Raw records
---*---

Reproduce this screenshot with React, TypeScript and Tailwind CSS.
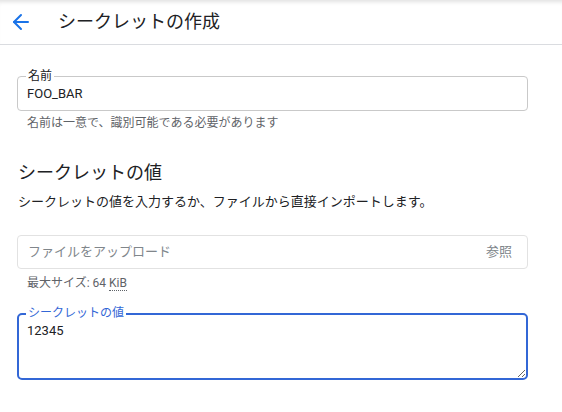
import React from "react";
import { ArrowLeft } from "lucide-react";

const font = { fontFamily: '"Roboto", "Noto Sans CJK JP", sans-serif' };

export default function App() {
    return (
        <div className="w-[562px] h-[412px] bg-white text-[#202124] overflow-hidden" style={font}>
            {/* Header */}
            <div className="h-[45px] flex items-center border-b border-[#dadce0] shadow-[inset_0_5px_4px_-3px_rgba(0,0,0,0.12)]">
                <button className="ml-[9px] w-[24px] h-[24px] flex items-center justify-center text-[#1a73e8]">
                    <ArrowLeft size={24} strokeWidth={2} />
                </button>
                <h1 className="ml-[25px] text-[18px] leading-[24px] font-normal">シークレットの作成</h1>
            </div>

            <div className="w-[511px] ml-[17px]">
                {/* Name */}
                <div className="relative mt-[31px]">
                    <span className="absolute left-[9px] -top-[6px] px-[2px] bg-white text-[12px] leading-[12px] text-[#202124]">
                        名前
                    </span>
                    <input
                        readOnly
                        value="FOO_BAR"
                        className="w-full h-[35px] border border-[#c9c9c9] rounded-[4px] pl-[9px] text-[13px] outline-none"
                    />
                </div>
                <p className="mt-[4px] pl-[10px] text-[12px] leading-[16px] text-[#5f6368]">
                    名前は一意で、識別可能である必要があります
                </p>

                {/* Secret value */}
                <h2 className="mt-[30px] pl-[1px] text-[18px] leading-[24px] font-normal">シークレットの値</h2>
                <p className="mt-[7px] pl-[1px] text-[13px] leading-[20px]">
                    シークレットの値を入力するか、ファイルから直接インポートします。
                </p>

                <div className="mt-[23px] h-[34px] border border-[#e2e2e2] rounded-[4px] flex items-center justify-between pl-[10px] pr-[15px] text-[13px] text-[#80868b]">
                    <span>ファイルをアップロード</span>
                    <span>参照</span>
                </div>
                <p className="mt-[6px] pl-[10px] text-[12px] leading-[16px] text-[#5f6368]">
                    最大サイズ: 64{" "}
                    <abbr className="no-underline border-b border-dotted border-[#5f6368]" title="Kibibyte">
                        KiB
                    </abbr>
                </p>

                <div className="relative mt-[22px]">
                    <span className="absolute left-[9px] -top-[6px] px-[2px] bg-white text-[12px] leading-[12px] text-[#3367d6] z-10">
                        シークレットの値
                    </span>
                    <textarea
                        defaultValue="12345"
                        className="block w-full h-[67px] border-2 border-[#3367d6] rounded-[5px] pl-[8px] pt-[7px] text-[13px] leading-[18px] outline-none"
                    />
                </div>
            </div>
        </div>
    );
}
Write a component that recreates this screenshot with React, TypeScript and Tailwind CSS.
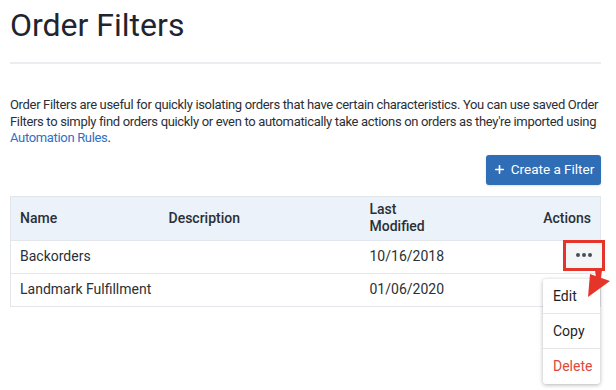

---*---

» CHALLENGE
Set the listing down in full and exactly. Pictures within it should not appear in the copy.

» REPLY
Reproduce this screenshot with React, TypeScript and Tailwind CSS.
import React from "react";
import { ArrowLeft } from "lucide-react";

const font = { fontFamily: '"Roboto", "Noto Sans CJK JP", sans-serif' };

export default function App() {
    return (
        <div className="w-[562px] h-[412px] bg-white text-[#202124] overflow-hidden" style={font}>
            {/* Header */}
            <div className="h-[45px] flex items-center border-b border-[#dadce0] shadow-[inset_0_5px_4px_-3px_rgba(0,0,0,0.12)]">
                <button className="ml-[9px] w-[24px] h-[24px] flex items-center justify-center text-[#1a73e8]">
                    <ArrowLeft size={24} strokeWidth={2} />
                </button>
                <h1 className="ml-[25px] text-[18px] leading-[24px] font-normal">シークレットの作成</h1>
            </div>

            <div className="w-[511px] ml-[17px]">
                {/* Name */}
                <div className="relative mt-[31px]">
                    <span className="absolute left-[9px] -top-[6px] px-[2px] bg-white text-[12px] leading-[12px] text-[#202124]">
                        名前
                    </span>
                    <input
                        readOnly
                        value="FOO_BAR"
                        className="w-full h-[35px] border border-[#c9c9c9] rounded-[4px] pl-[9px] text-[13px] outline-none"
                    />
                </div>
                <p className="mt-[4px] pl-[10px] text-[12px] leading-[16px] text-[#5f6368]">
                    名前は一意で、識別可能である必要があります
                </p>

                {/* Secret value */}
                <h2 className="mt-[30px] pl-[1px] text-[18px] leading-[24px] font-normal">シークレットの値</h2>
                <p className="mt-[7px] pl-[1px] text-[13px] leading-[20px]">
                    シークレットの値を入力するか、ファイルから直接インポートします。
                </p>

                <div className="mt-[23px] h-[34px] border border-[#e2e2e2] rounded-[4px] flex items-center justify-between pl-[10px] pr-[15px] text-[13px] text-[#80868b]">
                    <span>ファイルをアップロード</span>
                    <span>参照</span>
                </div>
                <p className="mt-[6px] pl-[10px] text-[12px] leading-[16px] text-[#5f6368]">
                    最大サイズ: 64{" "}
                    <abbr className="no-underline border-b border-dotted border-[#5f6368]" title="Kibibyte">
                        KiB
                    </abbr>
                </p>

                <div className="relative mt-[22px]">
                    <span className="absolute left-[9px] -top-[6px] px-[2px] bg-white text-[12px] leading-[12px] text-[#3367d6] z-10">
                        シークレットの値
                    </span>
                    <textarea
                        defaultValue="12345"
                        className="block w-full h-[67px] border-2 border-[#3367d6] rounded-[5px] pl-[8px] pt-[7px] text-[13px] leading-[18px] outline-none"
                    />
                </div>
            </div>
        </div>
    );
}
Write a component that recreates this screenshot with React, TypeScript and Tailwind CSS.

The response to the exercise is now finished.